Input data:
Location |
---|
europe_w |
asia_s |
us_e |
asia_e |
us_w |
us_c |
asia_c |
I want this result using a Kusto query in Azure Data Explorer:
Location | Count |
---|---|
asia | 3 |
europe | 1 |
us | 3 |
Can't seem to figure out how to count by a specific substring and output it as a new value showing the total count.
Code
datatable(Location:string)
[
'europe_w',
'asia_s',
'us_e',
'asia_e',
'us_w',
'us_c',
'asia_c'
]
| extend Region = substring(Location,0,indexof(Location,"_"))
| summarize Count = count() by Region
In this query, extend
operator is used to extract the substring before the first underscore character (_
) in the Location
column to create a new column Region
. substring
function extracts the substring before the first underscore character. Finally, to count the occurrences of each Region
summarize
operator is used.
The output of this query:
Region | Count |
---|---|
europe | 1 |
asia | 3 |
us | 3 |
You can also use the below code.
datatable(Location:string)
[
'europe_w',
'asia_s',
'us_e',
'asia_e',
'us_w',
'us_c',
'asia_c'
]
|summarize count() by tostring(split(Location, "_")[0])
This query gives the same expected result.
Edit:
how would you do if the input data was like this: europew, asias, use, asiae, usw, usc, asiac (no specific char that separates the string)?

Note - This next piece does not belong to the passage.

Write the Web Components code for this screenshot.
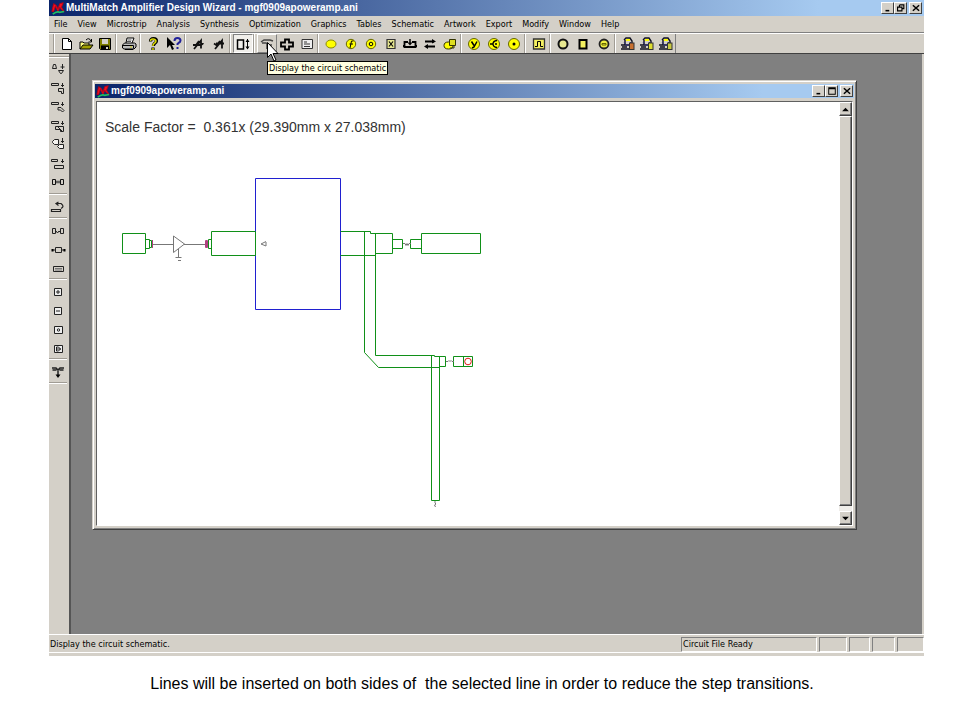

datatable(Location:string)
[
'europe_w',
'asia_s',
'us_e',
'asia_e',
'us_w',
'us_c',
'asia_c'
]
| extend Region = case(
Location contains "europe", "europe",
Location contains "asia", "asia",
Location contains "us", "us",
"unknown"
)
| summarize Count = count() by Region
| where Region != "unknown"
This query uses the case()
function to create a new column called Region
that maps each location to its corresponding region. If the Location
column contains the string europe
, the Region
column will be set to europe
. If it contains the string asia
, the Region
column will be set to asia
. If it contains the string us
, the Region
column will be set to us
. You can extend this if you have multiple base locations. If it does not contain any of these strings, the Region
column will be set to unknown
.